### PROBLEM DESCRIPTION:
Set down the full listing exactly as given. Any pictures are to be left out.
::::::::::
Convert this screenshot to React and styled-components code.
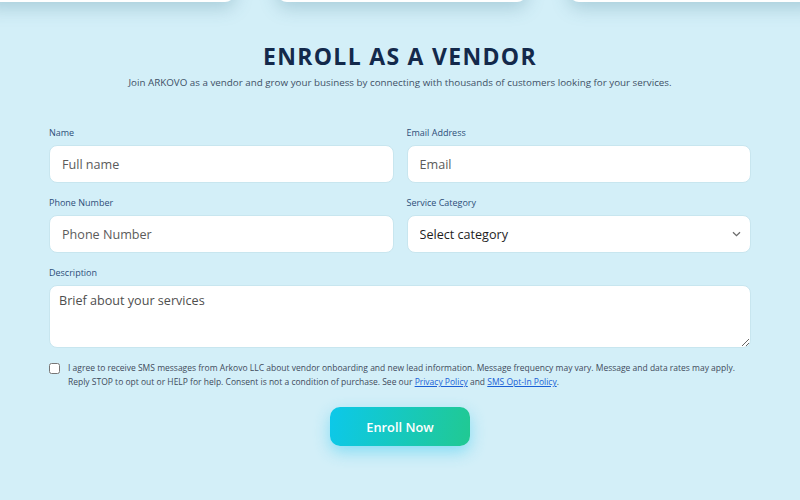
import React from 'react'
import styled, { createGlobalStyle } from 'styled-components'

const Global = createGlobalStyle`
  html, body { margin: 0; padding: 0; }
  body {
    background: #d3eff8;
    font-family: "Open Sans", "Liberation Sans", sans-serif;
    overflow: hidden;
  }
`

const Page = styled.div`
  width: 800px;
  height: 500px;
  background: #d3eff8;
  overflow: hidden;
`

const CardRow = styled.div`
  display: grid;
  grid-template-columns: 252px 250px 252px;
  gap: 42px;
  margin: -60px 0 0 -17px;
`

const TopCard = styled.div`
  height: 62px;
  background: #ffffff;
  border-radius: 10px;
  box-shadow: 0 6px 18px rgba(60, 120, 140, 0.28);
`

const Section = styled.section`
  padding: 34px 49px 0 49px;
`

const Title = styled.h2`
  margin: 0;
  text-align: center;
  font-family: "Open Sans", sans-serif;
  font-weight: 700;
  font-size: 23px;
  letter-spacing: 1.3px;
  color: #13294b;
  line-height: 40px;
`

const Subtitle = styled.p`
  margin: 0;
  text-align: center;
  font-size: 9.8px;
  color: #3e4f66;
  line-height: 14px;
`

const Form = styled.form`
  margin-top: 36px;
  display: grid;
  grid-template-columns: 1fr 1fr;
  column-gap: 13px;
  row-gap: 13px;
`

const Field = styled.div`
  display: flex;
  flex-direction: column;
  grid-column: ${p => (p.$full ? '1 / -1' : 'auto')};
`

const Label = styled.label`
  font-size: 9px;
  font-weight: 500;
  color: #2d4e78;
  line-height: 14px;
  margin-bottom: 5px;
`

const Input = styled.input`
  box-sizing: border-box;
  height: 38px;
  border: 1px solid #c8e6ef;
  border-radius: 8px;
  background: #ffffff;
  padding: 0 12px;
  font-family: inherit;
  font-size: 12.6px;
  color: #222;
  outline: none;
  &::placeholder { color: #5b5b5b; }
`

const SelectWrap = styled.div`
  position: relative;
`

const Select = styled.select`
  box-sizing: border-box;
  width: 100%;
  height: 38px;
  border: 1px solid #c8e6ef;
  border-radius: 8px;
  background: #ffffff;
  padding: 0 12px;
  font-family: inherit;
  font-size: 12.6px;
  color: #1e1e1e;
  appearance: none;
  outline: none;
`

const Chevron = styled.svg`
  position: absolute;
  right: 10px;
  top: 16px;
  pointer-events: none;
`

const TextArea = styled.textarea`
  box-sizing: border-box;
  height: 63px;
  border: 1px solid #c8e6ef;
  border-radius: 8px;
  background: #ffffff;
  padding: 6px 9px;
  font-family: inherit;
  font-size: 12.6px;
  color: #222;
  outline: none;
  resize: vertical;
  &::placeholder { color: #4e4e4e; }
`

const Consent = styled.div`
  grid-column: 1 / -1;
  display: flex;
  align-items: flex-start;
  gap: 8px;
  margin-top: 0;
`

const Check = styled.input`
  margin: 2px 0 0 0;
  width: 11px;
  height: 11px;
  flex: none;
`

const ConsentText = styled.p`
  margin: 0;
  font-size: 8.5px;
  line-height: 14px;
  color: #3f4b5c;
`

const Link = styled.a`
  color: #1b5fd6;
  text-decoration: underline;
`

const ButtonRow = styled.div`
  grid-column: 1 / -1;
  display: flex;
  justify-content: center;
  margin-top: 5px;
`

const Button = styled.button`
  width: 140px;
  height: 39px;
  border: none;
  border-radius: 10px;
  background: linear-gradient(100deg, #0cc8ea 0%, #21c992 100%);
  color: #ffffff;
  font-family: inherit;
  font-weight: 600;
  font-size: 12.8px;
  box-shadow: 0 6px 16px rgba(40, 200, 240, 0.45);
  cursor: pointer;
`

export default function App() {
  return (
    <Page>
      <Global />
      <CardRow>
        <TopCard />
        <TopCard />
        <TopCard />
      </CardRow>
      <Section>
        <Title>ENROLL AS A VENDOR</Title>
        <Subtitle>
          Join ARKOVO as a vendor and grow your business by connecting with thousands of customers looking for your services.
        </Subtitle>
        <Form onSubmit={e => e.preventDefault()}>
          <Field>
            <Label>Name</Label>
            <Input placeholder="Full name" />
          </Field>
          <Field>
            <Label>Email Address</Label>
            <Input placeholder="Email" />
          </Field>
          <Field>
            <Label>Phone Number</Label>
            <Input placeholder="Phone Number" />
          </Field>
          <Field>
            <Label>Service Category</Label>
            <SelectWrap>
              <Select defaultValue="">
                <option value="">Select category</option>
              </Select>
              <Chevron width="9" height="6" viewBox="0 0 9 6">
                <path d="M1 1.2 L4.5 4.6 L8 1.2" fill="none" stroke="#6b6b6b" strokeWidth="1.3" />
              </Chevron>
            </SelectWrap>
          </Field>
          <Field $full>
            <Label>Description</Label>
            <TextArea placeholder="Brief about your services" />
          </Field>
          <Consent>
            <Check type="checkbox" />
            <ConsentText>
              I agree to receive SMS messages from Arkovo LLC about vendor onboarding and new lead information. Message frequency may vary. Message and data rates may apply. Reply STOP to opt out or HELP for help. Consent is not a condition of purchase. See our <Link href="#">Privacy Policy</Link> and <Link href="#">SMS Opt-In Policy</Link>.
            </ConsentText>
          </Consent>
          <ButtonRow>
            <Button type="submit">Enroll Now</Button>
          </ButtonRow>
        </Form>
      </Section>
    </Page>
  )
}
::::::::::
### RESULT OF THIS EXERCISE:
Convert this screenshot to React and styled-components code.
import React from 'react'
import styled, { createGlobalStyle } from 'styled-components'

const Global = createGlobalStyle`
  html, body { margin: 0; padding: 0; }
  body {
    background: #d3eff8;
    font-family: "Open Sans", "Liberation Sans", sans-serif;
    overflow: hidden;
  }
`

const Page = styled.div`
  width: 800px;
  height: 500px;
  background: #d3eff8;
  overflow: hidden;
`

const CardRow = styled.div`
  display: grid;
  grid-template-columns: 252px 250px 252px;
  gap: 42px;
  margin: -60px 0 0 -17px;
`

const TopCard = styled.div`
  height: 62px;
  background: #ffffff;
  border-radius: 10px;
  box-shadow: 0 6px 18px rgba(60, 120, 140, 0.28);
`

const Section = styled.section`
  padding: 34px 49px 0 49px;
`

const Title = styled.h2`
  margin: 0;
  text-align: center;
  font-family: "Open Sans", sans-serif;
  font-weight: 700;
  font-size: 23px;
  letter-spacing: 1.3px;
  color: #13294b;
  line-height: 40px;
`

const Subtitle = styled.p`
  margin: 0;
  text-align: center;
  font-size: 9.8px;
  color: #3e4f66;
  line-height: 14px;
`

const Form = styled.form`
  margin-top: 36px;
  display: grid;
  grid-template-columns: 1fr 1fr;
  column-gap: 13px;
  row-gap: 13px;
`

const Field = styled.div`
  display: flex;
  flex-direction: column;
  grid-column: ${p => (p.$full ? '1 / -1' : 'auto')};
`

const Label = styled.label`
  font-size: 9px;
  font-weight: 500;
  color: #2d4e78;
  line-height: 14px;
  margin-bottom: 5px;
`

const Input = styled.input`
  box-sizing: border-box;
  height: 38px;
  border: 1px solid #c8e6ef;
  border-radius: 8px;
  background: #ffffff;
  padding: 0 12px;
  font-family: inherit;
  font-size: 12.6px;
  color: #222;
  outline: none;
  &::placeholder { color: #5b5b5b; }
`

const SelectWrap = styled.div`
  position: relative;
`

const Select = styled.select`
  box-sizing: border-box;
  width: 100%;
  height: 38px;
  border: 1px solid #c8e6ef;
  border-radius: 8px;
  background: #ffffff;
  padding: 0 12px;
  font-family: inherit;
  font-size: 12.6px;
  color: #1e1e1e;
  appearance: none;
  outline: none;
`

const Chevron = styled.svg`
  position: absolute;
  right: 10px;
  top: 16px;
  pointer-events: none;
`

const TextArea = styled.textarea`
  box-sizing: border-box;
  height: 63px;
  border: 1px solid #c8e6ef;
  border-radius: 8px;
  background: #ffffff;
  padding: 6px 9px;
  font-family: inherit;
  font-size: 12.6px;
  color: #222;
  outline: none;
  resize: vertical;
  &::placeholder { color: #4e4e4e; }
`

const Consent = styled.div`
  grid-column: 1 / -1;
  display: flex;
  align-items: flex-start;
  gap: 8px;
  margin-top: 0;
`

const Check = styled.input`
  margin: 2px 0 0 0;
  width: 11px;
  height: 11px;
  flex: none;
`

const ConsentText = styled.p`
  margin: 0;
  font-size: 8.5px;
  line-height: 14px;
  color: #3f4b5c;
`

const Link = styled.a`
  color: #1b5fd6;
  text-decoration: underline;
`

const ButtonRow = styled.div`
  grid-column: 1 / -1;
  display: flex;
  justify-content: center;
  margin-top: 5px;
`

const Button = styled.button`
  width: 140px;
  height: 39px;
  border: none;
  border-radius: 10px;
  background: linear-gradient(100deg, #0cc8ea 0%, #21c992 100%);
  color: #ffffff;
  font-family: inherit;
  font-weight: 600;
  font-size: 12.8px;
  box-shadow: 0 6px 16px rgba(40, 200, 240, 0.45);
  cursor: pointer;
`

export default function App() {
  return (
    <Page>
      <Global />
      <CardRow>
        <TopCard />
        <TopCard />
        <TopCard />
      </CardRow>
      <Section>
        <Title>ENROLL AS A VENDOR</Title>
        <Subtitle>
          Join ARKOVO as a vendor and grow your business by connecting with thousands of customers looking for your services.
        </Subtitle>
        <Form onSubmit={e => e.preventDefault()}>
          <Field>
            <Label>Name</Label>
            <Input placeholder="Full name" />
          </Field>
          <Field>
            <Label>Email Address</Label>
            <Input placeholder="Email" />
          </Field>
          <Field>
            <Label>Phone Number</Label>
            <Input placeholder="Phone Number" />
          </Field>
          <Field>
            <Label>Service Category</Label>
            <SelectWrap>
              <Select defaultValue="">
                <option value="">Select category</option>
              </Select>
              <Chevron width="9" height="6" viewBox="0 0 9 6">
                <path d="M1 1.2 L4.5 4.6 L8 1.2" fill="none" stroke="#6b6b6b" strokeWidth="1.3" />
              </Chevron>
            </SelectWrap>
          </Field>
          <Field $full>
            <Label>Description</Label>
            <TextArea placeholder="Brief about your services" />
          </Field>
          <Consent>
            <Check type="checkbox" />
            <ConsentText>
              I agree to receive SMS messages from Arkovo LLC about vendor onboarding and new lead information. Message frequency may vary. Message and data rates may apply. Reply STOP to opt out or HELP for help. Consent is not a condition of purchase. See our <Link href="#">Privacy Policy</Link> and <Link href="#">SMS Opt-In Policy</Link>.
            </ConsentText>
          </Consent>
          <ButtonRow>
            <Button type="submit">Enroll Now</Button>
          </ButtonRow>
        </Form>
      </Section>
    </Page>
  )
}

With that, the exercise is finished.